Thursday, February 23, 2017

Monday, February 20, 2017

Today's video/The Fighter - Keith Urban and Carrie Underwood

Did you see this on the Grammys? I LOVE this song, and I've ordered the record Ripcord. I bet you can't stay in your chair while you listen! (Sorry there's an ad)

Sunday, February 19, 2017

Old sayings

One of the things that goes along with the shift from agricultural to urban in this country is that the old sayings most likely make no sense to someone who has never been in a farm or rural environment. Take this product, for instance.



A lot has changed since 1886.  I'm glad they decided to keep the slogan on the can for old time's sake. What it means is that when chicks first come out of the eggs, it is a little while before they 'scratch' - before they begin to use their claws to rake the bedding material. Chickens spend a lot of their time scratching up the soil for food, and probably that first scratching is an innate knowledge of what they need to do to survive.

So, for a product that promises not to scratch your sink, this is the perfect saying. There's a nice page about the company here.

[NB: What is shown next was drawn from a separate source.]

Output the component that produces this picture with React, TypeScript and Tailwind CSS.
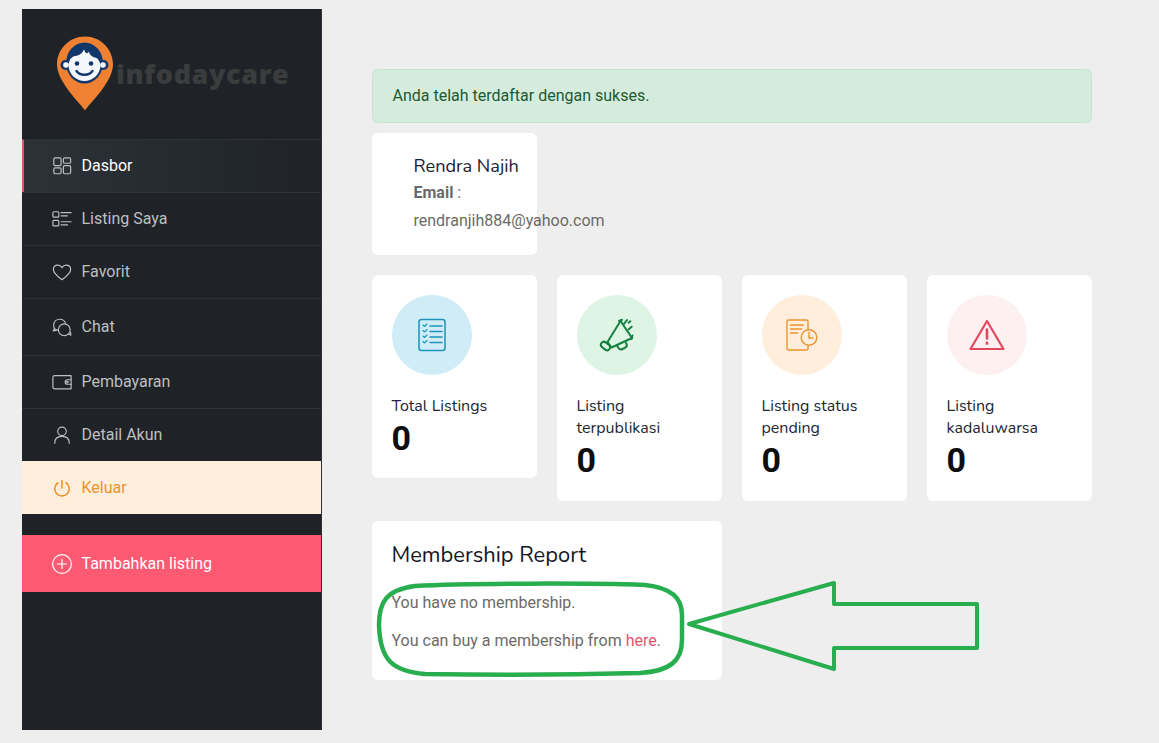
import React from "react";

const s = { fill: "none", stroke: "currentColor", strokeWidth: 1.3, strokeLinecap: "round" as const, strokeLinejoin: "round" as const };

const Ico = ({ children }: { children: React.ReactNode }) => (
  <svg width="20" height="20" viewBox="0 0 22 22" className="shrink-0" {...s}>{children}</svg>
);

const IDash = () => (
  <span className="text-[#bdbfc1]">
    <Ico>
      <rect x="2" y="2" width="8" height="8.500" rx="1.500" />
      <rect x="12.500" y="2" width="8" height="6" rx="1.500" />
      <rect x="2" y="13" width="8" height="6.500" rx="1.500" />
      <rect x="12.500" y="10.500" width="8" height="9" rx="1.500" />
    </Ico>
  </span>
);
const IList = () => (
  <Ico>
    <rect x="1" y="3" width="6.500" height="6" rx="1" />
    <rect x="1" y="12.500" width="6.500" height="6" rx="1" />
    <path d="M10 4h11M10 7.500h7M10 14h11M10 17.500h7" />
  </Ico>
);
const IHeart = () => (
  <Ico>
    <path d="M11 19.500C6.500 16 1.500 12.500 1.500 8.200 1.500 5.300 3.700 3.500 6.500 3.500c1.900 0 3.400 1 4.500 2.700 1.100-1.700 2.600-2.700 4.500-2.700 2.800 0 5 1.800 5 4.700 0 4.300-5 7.800-9.500 11.300z" />
  </Ico>
);
const IChat = () => (
  <Ico>
    <path d="M6 14.500C3.500 14 1.500 11.500 1.800 8.500 2.200 5 5 2.500 8.500 2.500c2.800 0 5.200 1.600 6.300 4M2.500 12.500l-1.200 2.800 3-.6" />
    <circle cx="13.500" cy="14" r="6.500" />
    <path d="M18 18.500l2.700 1.500-.3-3" />
  </Ico>
);
const IWallet = () => (
  <Ico>
    <path d="M3 4h18v14.500H3a2 2 0 0 1-2-2V6a2 2 0 0 1 2-2z" />
    <path d="M21 8.500h-4a2.500 2.500 0 0 0 0 5h4" />
    <circle cx="17" cy="11" r=".8" />
  </Ico>
);
const IUser = () => (
  <Ico>
    <circle cx="11" cy="7" r="4.700" />
    <path d="M3 20c0-4.500 3-7.500 8-7.500s8 3 8 7.500" />
  </Ico>
);
const IPower = () => (
  <svg width="20" height="20" viewBox="0 0 22 22" className="shrink-0" fill="none" stroke="currentColor" strokeWidth="1.800" strokeLinecap="round">
    <path d="M11 3v8" />
    <path d="M6.500 5.200a8 8 0 1 0 9 0" />
  </svg>
);
const IPlus = () => (
  <Ico>
    <circle cx="11" cy="11" r="10.300" />
    <path d="M11 6v10M6 11h10" />
  </Ico>
);

const Item = ({ icon, label, h = "h-[53px]", pad = "pl-[30px]", cls = "text-[#bdbfc1] border-t border-[#2c3136]" }: { icon: React.ReactNode; label: string; h?: string; pad?: string; cls?: string }) => (
  <div className={`flex items-center gap-[9.500px] text-[16px] ${pad} ${h} ${cls}`}>
    {icon}
    <span>{label}</span>
  </div>
);

const Logo = () => (
  <div className="h-[130px] flex items-start pt-[27px] pl-[34px]">
    <svg width="58" height="75" viewBox="0 0 58 75" className="shrink-0">
      <path d="M29 74.500C25 68 1 46 1 28.500 1 13 13.500.500 29 .500S57 13 57 28.500C57 46 33 68 29 74.500z" fill="#f08133" />
      <ellipse cx="28.500" cy="27" rx="18.500" ry="20.500" fill="#12386b" />
      <circle cx="9.500" cy="29" r="5" fill="#12386b" />
      <circle cx="47.500" cy="29" r="5" fill="#12386b" />
      <circle cx="10" cy="29" r="2.800" fill="#f4f7fb" />
      <circle cx="47" cy="29" r="2.800" fill="#f4f7fb" />
      <path d="M12.500 29C13 24 15 21 18.500 20 22 20 26 18 28 13.500 29.500 17.500 31 18.500 33 15.500 33 18 36 21 39 21.500 41.500 22 44 25 44.500 29 44.500 38 37 45 28.500 45 20 45 12.500 38 12.500 29z" fill="#f4f7fb" />
      <circle cx="21" cy="27.500" r="2.300" fill="#12386b" />
      <circle cx="35" cy="27.500" r="2.300" fill="#12386b" />
      <path d="M20.500 35c3.500 5 12.500 5 16 0" fill="none" stroke="#12386b" strokeWidth="2.300" strokeLinecap="round" />
    </svg>
    <span className="ml-[2px] mt-[20px] text-[27px] leading-[36px] font-extrabold text-[#3a3c3e] tracking-[0.6px] font-['Open_Sans',sans-serif]">infodaycare</span>
  </div>
);

const Stat = ({ color, bg, icon, label, h }: { color: string; bg: string; icon: React.ReactNode; label: React.ReactNode; h: string }) => (
  <div className={`w-[165px] bg-white rounded-[6px] p-5 ${h}`}>
    <div className={`w-20 h-20 rounded-full flex items-center justify-center ${bg} ${color}`}>{icon}</div>
    <div className="mt-5 ml-[-0.500px] text-[16px] leading-[22px] text-[#1d2735] font-['Nunito','Lato',sans-serif] ">{label}</div>
    <div className="ml-[-0.500px] text-[34px] leading-[43px] font-bold text-[#0e0e0e] font-['Roboto',sans-serif]">0</div>
  </div>
);

export default function App() {
  return (
    <div className="relative w-[1159px] h-[743px] overflow-hidden bg-[#eeeeee] font-['Roboto',sans-serif] flex items-start pl-[22px] pt-[9px]">
      <aside className="w-[300px] h-[721px] bg-[#1f2327] shrink-0 border-r border-[#2c3136]">
        <Logo />
        <Item
          icon={<IDash />}
          label="Dasbor"
          pad="pl-[28px]"
          cls="text-white border-t border-[#2c3136] border-l-2 border-l-[#e0566b] bg-gradient-to-r from-[#2c3238] to-[#1f2327]"
        />
        <Item icon={<IList />} label="Listing Saya" />
        <Item icon={<IHeart />} label="Favorit" />
        <Item icon={<IChat />} label="Chat" h="h-[57px]" />
        <Item icon={<IWallet />} label="Pembayaran" />
        <Item icon={<IUser />} label="Detail Akun" />
        <Item icon={<IPower />} label="Keluar" cls="bg-[#feeedb] text-[#ec9430]" />
        <Item icon={<IPlus />} label="Tambahkan listing" h="h-[57px] mt-[21px]" cls="bg-[#fb5a72] text-white" />
      </aside>

      <main className="ml-[50px] w-[720px] pt-[60px]">
        <div className="h-[54px] rounded-[6px] bg-[#d5ecdc] border border-[#c5e5cf] text-[#1c5a33] text-[16px] flex items-center pl-[19.500px]">
          Anda telah terdaftar dengan sukses.
        </div>
        <div className="mt-[10px] w-[165px] h-[122px] bg-white rounded-[6px] pl-[41.500px] pt-[20px]">
          <div className="text-[18.200px] leading-[26px] text-[#1c2233] font-['Nunito','Lato',sans-serif] whitespace-nowrap">Rendra Najih</div>
          <div className="text-[16px] leading-[28px] text-[#6c6a68] whitespace-nowrap">
            <b className="font-bold">Email</b> :
          </div>
          <div className="text-[16px] leading-[28px] text-[#6c6a68] whitespace-nowrap">rendranjih884@yahoo.com</div>
        </div>

        <div className="mt-5 flex items-start gap-5">
          <Stat
            h="h-[203px]"
            bg="bg-[#d0ecf7]"
            color="text-[#1d93bd]"
            label="Total Listings"
            icon={
              <svg width="28" height="34" viewBox="0 0 28 34" fill="none" stroke="currentColor" strokeWidth="1.500" strokeLinecap="round" strokeLinejoin="round">
                <rect x="1" y="1.500" width="26" height="31" rx="2.500" />
                <path d="M5 7l1.500 1.500L9 6M5 12.500L6.500 14 9 11.500M5 18l1.500 1.500L9 17M5 23.500L6.500 25 9 22.500" strokeWidth="1.100" />
                <path d="M12 8h12M12 13.500h12M12 19h12M12 24.500h12" />
              </svg>
            }
          />
          <Stat
            h="h-[226px]"
            bg="bg-[#def5e5]"
            color="text-[#15803d]"
            label={<>Listing<br />terpublikasi</>}
            icon={
              <svg width="36" height="36" viewBox="-1 -1 36 36" fill="none" stroke="currentColor" strokeWidth="2" strokeLinecap="round" strokeLinejoin="round">
                <path d="M20.500 3L32 20 11.500 29.500 7.500 24z" />
                <path d="M19 3l3-1.200M32.500 17.500l-1 3.500" />
                <rect x="0.500" y="25" width="10" height="6" rx="3" transform="rotate(38 5.500 28)" />
                <path d="M17 27.500l1.500 2.500c1 1.500 2.500 1.800 4 1l3-1.500c1.500-1 1.500-2.500 1-3.500l-.5-1" />
                <path d="M23.500 6.500l3.500-4.500M28.500 11.500l3.200-2.800M28.500 4.700l1.800-1.500" />
              </svg>
            }
          />
          <Stat
            h="h-[226px]"
            bg="bg-[#feeedb]"
            color="text-[#ec9430]"
            label={<>Listing status<br />pending</>}
            icon={
              <svg width="32" height="32" viewBox="0 0 32 32" fill="none" stroke="currentColor" strokeWidth="1.400" strokeLinecap="round" strokeLinejoin="round">
                <path d="M22 10V2.500A1.500 1.500 0 0 0 20.500 1H2.500A1.500 1.500 0 0 0 1 2.500v27A1.500 1.500 0 0 0 2.500 31h18a1.500 1.500 0 0 0 1.500-1.500V27" />
                <path d="M4.500 6h13M4.500 10h11M4.500 14h7" />
                <circle cx="23" cy="18.500" r="7.800" />
                <path d="M23 13.500v5.500h4" />
              </svg>
            }
          />
          <Stat
            h="h-[226px]"
            bg="bg-[#fdf0f1]"
            color="text-[#e04a5c]"
            label={<>Listing<br />kadaluwarsa</>}
            icon={
              <svg width="36" height="32" viewBox="0 0 36 32" fill="none" stroke="currentColor" strokeWidth="2.200" strokeLinecap="round" strokeLinejoin="round">
                <path d="M18 2L34.500 30h-33z" />
                <path d="M18 10.500v9" strokeWidth="2.600" />
                <path d="M18 24v.5" strokeWidth="2.800" />
              </svg>
            }
          />
        </div>

        <div className="mt-5 w-[350px] h-[159px] bg-white rounded-[6px] px-5 pt-[20px]">
          <h3 className="ml-[-0.500px] text-[21.900px] leading-[28px] text-[#14171f] font-['Nunito','Lato',sans-serif]">Membership Report</h3>
          <p className="mt-[20px] ml-[-0.500px] text-[16px] leading-[28px] text-[#6c6a68] whitespace-nowrap">You have no membership.</p>
          <p className="mt-[10px] ml-[-0.500px] text-[16px] leading-[28px] text-[#6c6a68] whitespace-nowrap">
            You can buy a membership from <span className="text-[#e0566b]">here</span>.
          </p>
        </div>
      </main>

      <svg className="absolute left-0 top-0 pointer-events-none" width="1159" height="743" fill="none" stroke="#28ad4f" strokeWidth="4" strokeLinejoin="round">
        <path strokeWidth="4.500" d="M379 625C379 602 386 590 415 586C470 583 590 583 645 585C672 588 682 598 682 615L682 640C682 661 670 671 640 673C570 675 480 675 425 674C392 671 380 660 379 625z" />
        <path d="M689 624L834 583V604H977V648H834V669z" />
      </svg>
    </div>
  );
}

I've read that more people in cities and bigger towns are raising chickens now, so maybe the saying will be better understood in the populace. I certainly didn't know what it meant until we began keeping chickens all those years ago. Incidentally, we have new chickens arriving in May. I've written about the experience here on the blog.

Friday, February 17, 2017

Today's pictures/Icicles

Not the world's best photographs but top to bottom are the icicles out the north window. In the last one, you can see that they are touching the ground. It took three pictures to get them in because they were so long!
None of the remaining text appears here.